Fae, human, mixling… whatever Rahz is doesn’t matter one whit to Jindal, he loves Rahz for being Rahz: compassionate, impossibly kind, hotter than sin, and, for some reason, completely devoted to Jindal. That last part gives Jindal immense comfort since Jindal’s own father has all but ignored him ever since Jindal’s mother slipped into a hibernation-like dormancy when Jindal was born. But together, he and Rahz do their best to tend their little farm and contribute to their fae community as much as they can. Then, one day, the queen of Luminia comes through on her annual tour to receive tithings with a life-changing proclamation: All mixlings must report to the capital to pledge loyalty to her and sign a registry. Jindal is filled with anxiety at the prospect of being separated from Rahz for the weeks-long trip, but he knows it would be impossible for them both to make the journey. He also doesn’t understand why Rahz is suspicious of the queen’s so-called request. After all, she is as much Rahz’s queen as she is Jindal’s, isn’t she? Not even Rahz’s news of civil unrest between humans and fae further south can convince Jindal that the fae queen means anything by calling all human-fae mixlings to the capital at the height of the farm season. This royal demand throws Rahz’s and Jindal’s differences into sharp relief, leaving them wondering how love is supposed to overcome a battle brewing along species lines.

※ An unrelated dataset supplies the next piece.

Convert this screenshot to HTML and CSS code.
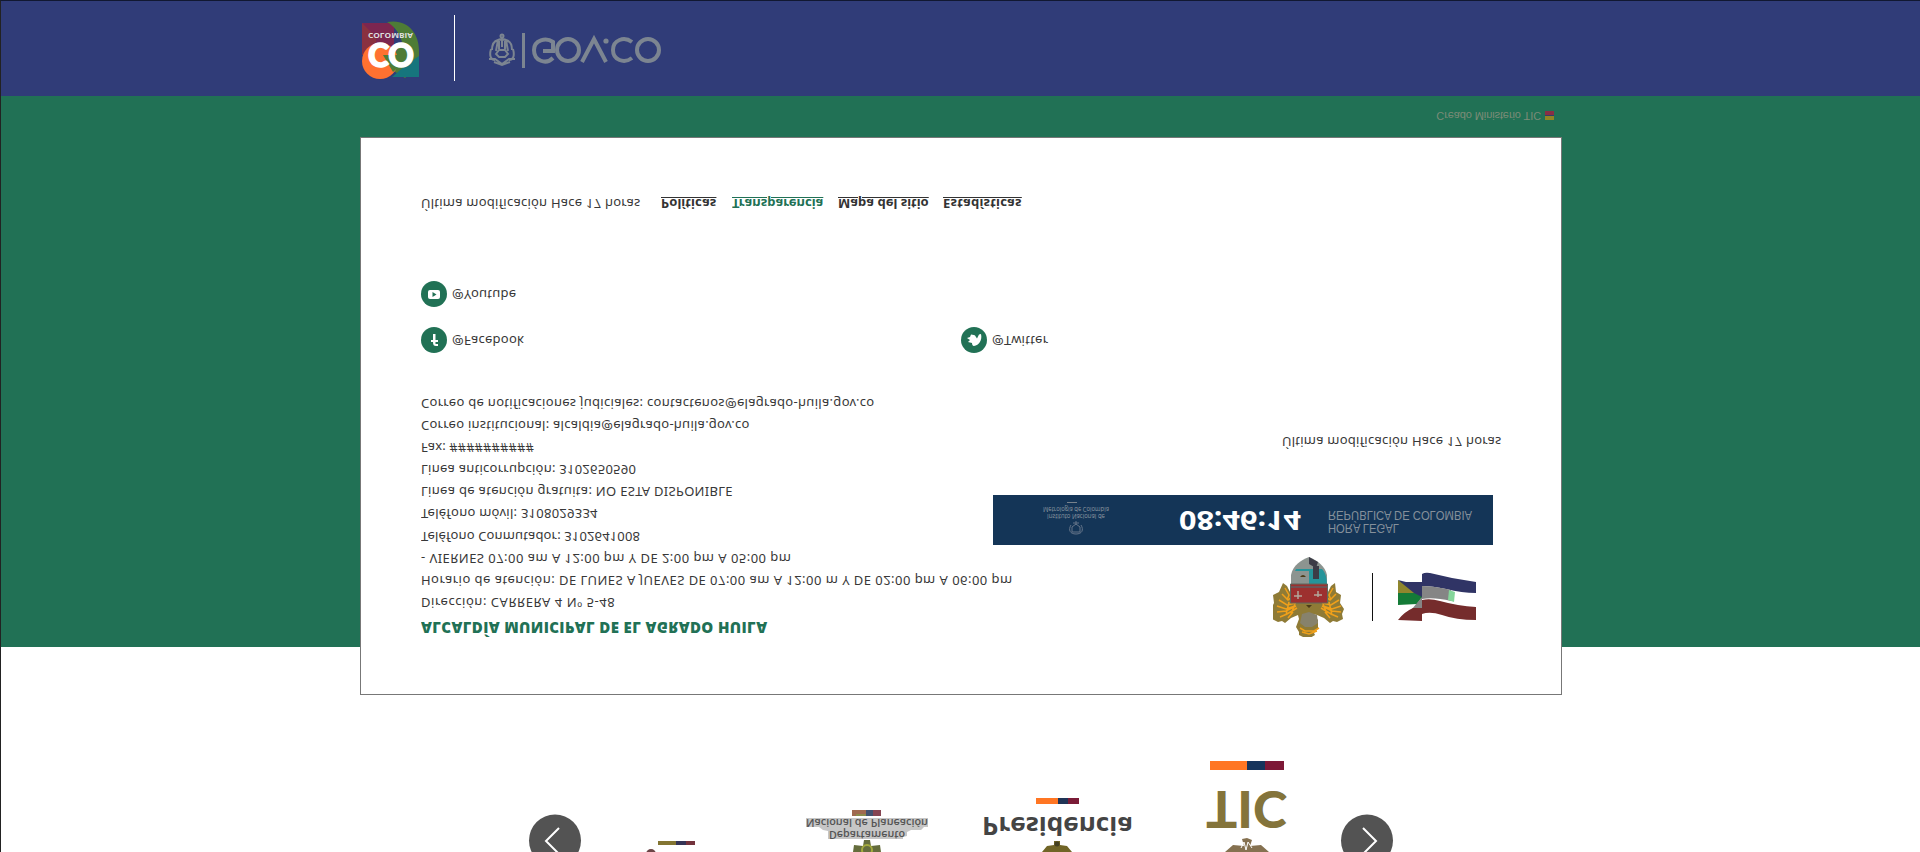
FILE: index.html
```
<!DOCTYPE html>
<html lang="es">
<head>
<meta charset="utf-8">
<title>Alcaldía Municipal de El Agrado Huila</title>
<link rel="stylesheet" href="styles.css">
</head>
<body>
<header class="topbar">
  <svg class="brand" width="58" height="58" viewBox="0 0 58 58">
    <path fill="#7c2650" d="M0 1h32v32H0z"/>
    <path fill="#8a3140" d="M0 1l14 14v18H0z"/>
    <path fill="#4e7c36" d="M25 0C46-4 57 12 57 28v16L43 56 25 45l15-25C37 10 32 4 25 0z"/>
    <path fill="#16757d" d="M57 34v21H30l14-12z"/>
    <circle cx="18" cy="39" r="18" fill="#ff7130"/>
    <path fill="#4e7c36" d="M21 33h29L31 50z"/>
    <g transform="scale(1,-1)">
      <text class="logo-co" x="6" y="-21" textLength="46" lengthAdjust="spacingAndGlyphs">CO</text>
      <text class="logo-small" x="6" y="-10.500" textLength="45" lengthAdjust="spacingAndGlyphs">COLOMBIA</text>
    </g>
  </svg>
  <span class="divider"></span>
  <svg class="gov" width="176" height="40" viewBox="0 0 176 40">
    <g fill="none" stroke="#7c8591" stroke-width="2">
      <circle cx="14" cy="7" r="1.500"/>
      <path d="M14 8v10M8 13c3-4 9-4 12 0M4 21c0-5 2-9 6-10l-2 11M24 21c0-5-2-9-6-10l2 11M11 12v8M17 12v8M3 20c-2 7 0 11 4 11M25 20c2 7 0 11-4 11M8 25l3-4h6l3 4-3 3h-6zM1 30h6l7 5 7-5h6M6 33l8 3 8-3"/>
    </g>
    <path fill="#7c8591" d="M34 4h3v35h-3z"/>
    <g fill="none" stroke="#7c8591" stroke-width="4">
      <path d="M55 22h10V13C58 8 46 11 46 21c0 11 12 15 19 8"/>
      <circle cx="80" cy="21" r="11"/><path d="M94 33l12-23 12 23"/>
      <path d="M144 13c-8-6-19-2-19 8s11 14 19 8"/><circle cx="160" cy="21" r="11"/>
    </g>
    <circle cx="118" cy="12" r="2.600" fill="#7c8591"/>
  </svg>
</header>
<main class="stage">
  <div class="credit"><span class="flip">Creado Ministerio TIC</span><i class="mini-flag"></i></div>
  <section class="card">
    <nav class="links">
      <span class="flip updated">Última modificación Hace 17 horas</span>
      <a class="flip l1">Políticas</a><a class="flip l2">Transparencia</a><a class="flip l3">Mapa del sitio</a><a class="flip l4">Estadísticas</a>
    </nav>
    <div class="social">
      <div class="handle"><svg width="26" height="26" viewBox="0 0 26 26"><circle cx="13" cy="13" r="13"/><rect x="7" y="9" width="12" height="9" rx="2" fill="#fff"/><path d="M11.500 11v5l4-2.500z"/></svg><span class="flip yt">@Youtube</span></div>
      <div></div>
      <div class="handle"><svg width="26" height="26" viewBox="0 0 26 26"><circle cx="13" cy="13" r="13"/><path d="M12 7h2.500v6H17v2h-2.500v2H17v2h-2c-2 0-3-1-3-4h-2v-2h2z" fill="#fff"/></svg><span class="flip fb">@Facebook</span></div>
      <div class="handle"><svg width="26" height="26" viewBox="0 0 26 26"><circle cx="13" cy="13" r="13"/><path d="M10 7.500c2 0 4 1 4 1l2 3 2-4 2-0.500c1.500 6-2 11.500-7 12-1.500 0-2-1.500-2-3l-4-1 2-2-3-2 3-1z" fill="#fff"/></svg><span class="flip tw">@Twitter</span></div>
    </div>
    <div class="info">
      <div class="contact">
        <p class="flip c1">Correo de notificaciones judiciales: contactenos@elagrado-huila.gov.co</p>
        <p class="flip c2">Correo institucional: alcaldia@elagrado-huila.gov.co</p>
        <p class="flip c3">Fax: ##########</p>
        <p class="flip c2">Linea anticorrupción: 3102650590</p>
        <p class="flip c1">Linea de atención gratuita: NO ESTA DISPONIBLE</p>
        <p class="flip c2">Teléfono móvil: 3108029334</p>
        <p class="flip c4">Teléfono Conmutador: 3102641008</p>
        <p class="flip c5">- VIERNES 07:00 am A 12:00 pm Y DE 2:00 pm A 05:00 pm</p>
        <p class="flip c5">Horario de atención: DE LUNES A JUEVES DE 07:00 am A 12:00 m Y DE 02:00 pm A 06:00 pm</p>
        <p class="flip c6">Dirección: CARRERA 4 Nº 5-48</p>
        <h2 class="flip">ALCALDÍA MUNICIPAL DE EL AGRADO HUILA</h2>
      </div>
      <div class="side">
        <span class="flip updated">Última modificación Hace 17 horas</span>
        <div class="clock">
          <svg width="500" height="50" viewBox="0 0 500 50">
            <path d="M74 7.500h10" stroke="#77828c"/>
            <g transform="scale(1,-1)">
              <text class="inm" x="50" y="-11.500" textLength="66" lengthAdjust="spacingAndGlyphs">Metrología de Colombia</text>
              <text class="inm" x="54" y="-18.500" textLength="58" lengthAdjust="spacingAndGlyphs">Instituto Nacional de</text>
              <text class="time" x="186" y="-16" textLength="122" lengthAdjust="spacingAndGlyphs">08:46:14</text>
              <text class="legal" x="335" y="-16" textLength="144" lengthAdjust="spacingAndGlyphs">REPÚBLICA DE COLOMBIA</text>
              <text class="legal" x="335" y="-29" textLength="71" lengthAdjust="spacingAndGlyphs">HORA LEGAL</text>
            </g>
            <g fill="none" stroke="#647489"><path d="M83 26v4M79 32l4-3 4 3v5h-8zM78 30c-3 5-1 9 5 9s8-4 5-9M80 28h6"/></g>
          </svg>
        </div>
        <div class="emblems">
          <svg width="72" height="80" viewBox="0 0 72 80">
            <path fill="#8f7b36" d="M10 26l4 3 3 6h38l3-6 4-3 1 9 5 3-1 8 4 6-2 5 1 5-6 3-4-1-3 2-6-5-7-3-4-1 5 6v8l-4 5 1 2-5 3h-5l-6-3 0-3-3-5 3-8-1-4-7 3-6 5-3-2-4 1-6-3 1-5-2-5 3-6-1-8 6-3z"/>
            <g fill="none" stroke="#f0a01a" stroke-width="1.500">
              <path d="M9 37l6 6 4-3M6 43l8 5 9-2M4 49l9 3 9-3M4 55l9-1 10-5M7 60l7-3 10-6M15 61l5-6M12 31l4 7-2 5M16 45l-3 13M22 47l-4 10"/>
              <path d="M63 37l-6 6-4-3M66 43l-8 5-9-2M68 49l-9 3-9-3M68 55l-9-1-10-5M65 60l-7-3-10-6M57 61l-5-6M60 31l-4 7 2 5M56 45l3 13M50 47l4 10"/>
              <path d="M27 71l5 3h9l5-3M29 75l7 2 8-3"/>
            </g>
            <path fill="#87826c" d="M29 57l7-2 8 3 1 8-6 4h-7l-5-4z"/>
            <path fill="#8c9490" d="M18 28V18C20 8 28 3 36 0c9 4 16 9 18 18v10z"/>
            <path fill="#25949a" d="M36 12h13c3 3 5 8 5 16H36zM23 12h13v2H22z"/>
            <path fill="#3c3c47" d="M36 0l9 5-2 6-7-4zM40 9h6v13h-6z"/>
            <path fill="#9d302f" stroke="#5e675e" d="M17.500 27h37v19h-37z"/>
            <path stroke="#b3a79c" fill="none" stroke-width="1.500" d="M21 39h8M25 34v8M41 38h8M45 34v6"/>
            <path stroke="#47727a" fill="none" d="M18 30h36"/>
            <path fill="#4b3b18" d="M27 20q3-4 6 0zM33 48h6l-3 3z"/>
          </svg>
          <span class="rule"></span>
          <svg width="78" height="50" viewBox="0 0 78 50">
            <path fill="#303465" d="M0 8l8 2h16v16H14zM24 2q3-2 8-1l22 5 24 4v11q-14 0-30-4-14-3-24-3z"/>
            <path fill="#8f862d" d="M0 8l16 13H0z"/><path fill="#147b37" d="M0 21h16l8 4-5 7-19 1z"/>
            <path fill="#858585" d="M24 14q12 0 29 4v11q-17-4-29-2z"/>
            <path fill="#85d69b" d="M51 18l6 2-1 10-6-2z"/>
            <path fill="#858585" d="M24 25v12H14z"/>
            <path fill="#752c2c" d="M24 28q8-2 18 1 18 5 36 6v13q-20 0-34-5-12-4-20-1zM15 36h9v13l-24-1q6-8 15-12z"/>
          </svg>
        </div>
      </div>
    </div>
  </section>
</main>
<footer class="carousel">
  <svg width="880" height="100" viewBox="0 0 880 100">
    <circle cx="35" cy="88.500" r="26" fill="#535353"/><path d="M39 76L26 89l13 13" fill="none" stroke="#fff" stroke-width="2"/>
    <circle cx="847" cy="88.500" r="26" fill="#535353"/><path d="M843 76l13 13-13 13" fill="none" stroke="#fff" stroke-width="2"/>
    <path fill="#837532" d="M138 89h18v4h-18z"/><path fill="#343456" d="M156 89h10v4h-10z"/><path fill="#73323c" d="M166 89h9v4h-9z"/>
    <circle cx="131" cy="102" r="5" fill="#6d4547"/>
    <path fill="#a06a50" d="M332 58h14v6h-14z"/><path fill="#425270" d="M346 58h7v6h-7z"/><path fill="#864553" d="M353 58h8v6h-8z"/><path stroke="#79ad48" d="M336 63h10"/>
    <path fill="#c6c6c6" d="M286 66h122v9h-4l-3 3h-10l-4 2v4l-4 1v2h-75v-8l-5-1-4-3h-13z"/>
    <g transform="scale(1,-1)">
      <text class="dnp" x="286" y="-67" textLength="122" lengthAdjust="spacingAndGlyphs">Nacional de Planeación</text>
      <text class="dnp" x="309" y="-79" textLength="76" lengthAdjust="spacingAndGlyphs">Departamento</text>
      <text class="pres" x="462" y="-65" textLength="151" lengthAdjust="spacingAndGlyphs">Presidencia</text>
      <text class="tic" x="686" y="-39" textLength="81" lengthAdjust="spacingAndGlyphs">TIC</text>
    </g>
    <path fill="#656d3c" d="M344 88h6l1 6 9-1 1 7h-28l1-7 9 1z"/><circle cx="347" cy="98" r="5" fill="none" stroke="#a4aa3e" stroke-width="2"/>
    <path fill="#ff7623" d="M516 46h22v6h-22z"/><path fill="#203456" d="M538 46h10v6h-10z"/><path fill="#7a1b37" d="M548 46h11v6h-11z"/>
    <path fill="#716527" d="M534 89h6v4l7 1 5 6h-30l5-6 7-1z"/><circle cx="537" cy="92" r="2.500" fill="#454022"/>
    <path fill="#ff7623" d="M690 9h37v9h-37z"/><path fill="#16345c" d="M727 9h18v9h-18z"/><path fill="#7d1837" d="M745 9h19v9h-19z"/>
    <path fill="#857150" d="M722 87l5-1 5 2-2 6 11-1 8 7h-44l8-7 11 1z"/><path fill="none" stroke="#fff" d="M721 96l3-6 2 8 2-8 4 6"/>
  </svg>
</footer>
</body>
</html>
```
FILE: styles.css
```
* { box-sizing: border-box; }
html, body { height: 852px; overflow: hidden; }
body { margin: 0; font-family: "Noto Sans", sans-serif; font-size: 13px; color: #383838; background: #fff; border-top: 1px solid #111831; border-left: 1px solid #222; }
svg { display: block; }
.flip { display: block; transform: scaleY(-1); white-space: nowrap; }
.topbar { height: 95px; padding: 14px 0 0 361px; background: #303c78; display: flex; align-items: flex-start; }
.brand { margin-top: 7px; overflow: visible; }
.divider { width: 1px; height: 66px; margin-left: 34px; background: #fff; }
.gov { margin: 14px 0 0 33px; }
.logo-co { font: 900 32px Lato, sans-serif; fill: #fff; stroke: #fff; stroke-width: 1.5px; }
.logo-small { font: 700 7px "Open Sans", sans-serif; fill: #ddd; }
.stage { height: 551px; background: #217155; padding: 0 358px 0 359px; }
.credit { height: 41px; display: flex; justify-content: flex-end; align-items: flex-start; padding: 12px 8px 0 0; gap: 4px; color: #7d8c78; font: 11px/16px "Liberation Sans", sans-serif; letter-spacing: -.1px; }
.mini-flag { width: 9px; height: 9px; margin-top: 3px; background: linear-gradient(#872f45 40%, #323e69 40% 60%, #8f8524 60%); }
.card { width: 1202px; height: 558px; border: 1px solid #777; background: #fff; padding: 52px 59px 0 60px; }
.links { height: 28px; display: flex; line-height: 28px; }
.updated { letter-spacing: .23px; }
.links .updated { width: 240px; }
.links a { font-weight: 700; text-decoration: underline; color: #333; }
.l1 { width: 71px; letter-spacing: .1px; }
.l2 { width: 106px; }
.l3 { width: 105px; }
.l4 { letter-spacing: .2px; }
.links .l2 { color: #217155; }
.social { margin-top: 63px; display: grid; grid-template-columns: 540px 1fr; row-gap: 20px; }
.handle { display: flex; align-items: center; height: 26px; gap: 5px; fill: #217155; letter-spacing: .25px; }
.handle .flip { padding-bottom: 1px; }
.handle .flip { margin-top: 1px; }
.info { margin-top: 40px; display: flex; }
.contact { width: 572px; }
.contact p { margin: 0; line-height: 22.100px; width: max-content; }
.contact .c1 { letter-spacing: .3px; }
.contact .c2 { letter-spacing: .25px; }
.contact .c3 { letter-spacing: .08px; }
.contact .c4 { letter-spacing: .14px; }
.contact .c5 { letter-spacing: .46px; }
.contact .c6 { letter-spacing: .54px; }
.contact h2 { margin: 2px 0 0; font: 800 15px/24px "Open Sans", sans-serif; letter-spacing: .36px; color: #217155; width: max-content; }
.side { width: 509px; display: flex; flex-direction: column; }
.side .updated { margin: 37px 0 0 289px; line-height: 24px; }
.clock { width: 500px; height: 50px; margin-top: 41px; background: #143557; }
.inm { font: 6.500px "Open Sans", sans-serif; fill: #8b95a0; }
.time { font: 700 26px "Open Sans", sans-serif; fill: #fff; }
.legal { font: 12px "Liberation Sans", sans-serif; fill: #85909b; }
.emblems { display: flex; padding: 12px 0 0 280px; }
.rule { width: 1px; height: 48px; margin: 16px 25px 0 27px; background: #111; }
.emblems svg:last-child { margin-top: 15px; }
.carousel { padding: 105px 0 0 519px; }
.dnp { font: 600 10.500px "Open Sans", sans-serif; fill: #555; }
.pres { font: 700 25px "Open Sans", sans-serif; fill: #444; }
.tic { font: 900 52px Lato, sans-serif; fill: #84743b; }
```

Tattered Allegiance is the first book in the Luminia series by author Lee Colgin. It’s set in an eponymous fictional world and features themes of belonging, othering, being caught between two worlds, friends to lovers, and found family. The narration is split pretty equally between Rahz and Jindal, too. I think this does a great job of exploring the two characters’ lived experiences and really shows how their fae and mixling identities help them appreciate each other, even as it sometimes threatens to wedge between them. The book opens with a short introductory chapter of our two main characters as tweenagers. During this short chapter, we learn that our MCs are childhood best friends and that both are just now starting to feel and understand more romantic and deeper emotions for each other. If you like friends-to-lovers tropes, I think you’ll find this a delightfully sweet beginning for these two.
I really enjoyed how Rahz and Jindal’s life experiences as fae and human are strongly reflected in the larger plot, and how the social order in Luminia also echoes these experiences. Together, this makes for very compelling world building, while helping to keep the story itself relatively short. I also thought this was a great way to really explore how much Rahz is feeling stuck, or trapped between his largely fae community and his upbringing at home with his beloved human mother. To him, it’s easy to see how undervalued humans are and, with the rumors of unrest amongst the various human and fae classes in the south, he makes a great focal point for the conundrum of which side would he be on in a full on war. The question of sides gets a major boost when it’s clear that the queen of Lumina is gearing up to quell the unrest by basically conscripting mixlings like Rahz to do her bidding since mixlings generally have the strongest magical abilities.
While Rahz is having an existential crisis of identity, sweet summer child Jindal simply cannot understand how the status quo is in any way, shape, or form deficient for fae, mixlings, or humans. Not even Rahz himself explaining the crux of the situation and how it makes him feel is enough to convince Jindal that the status quo is questionable in the slightest, let alone as nefarious as Rahz fears. This mindset carries throughout most of the book. However, Jindal does interact with other humans who are close to him and to whom he feels a deeper attachment. Eventually, Jindal finally gains a bigger perspective of social class and how these social striations can be harmful to everyone.
Since this is the first book in the series, the plot described above seems like it will tie into the meta-plot for the whole series. In other words, this book ends on a cliffhanger where the queen’s mixling registry and human-led social uprising are concerned. Nevertheless, the threads in this book that concern Jindal’s mother and the fact that she has been dormant his entire life offer a nice bit of closure for this first installment of the series. Throughout this book, Jindal struggles to have any sort of meaningful relationship with his emotionally unavailable (and rather neglectful) father. All of that changes towards the end when they get news about Jindal’s mother that promises major upheaval for Jindal’s home life.
Overall, I thought Tattered Allegiance featured a sweet romance between Rahz and Jindal. These two feel like a cozy sweater with their supportive, comforting relationship—and a surprising bit of lusty spice to round out most of their days. I think readers who enjoy adventure and suspense will appreciate the meta-plot about human-versus-fae class strife and the carefully laid threads of civil unrest that run through this book. Overall, this was a great read and I’m eager to find out what comes next!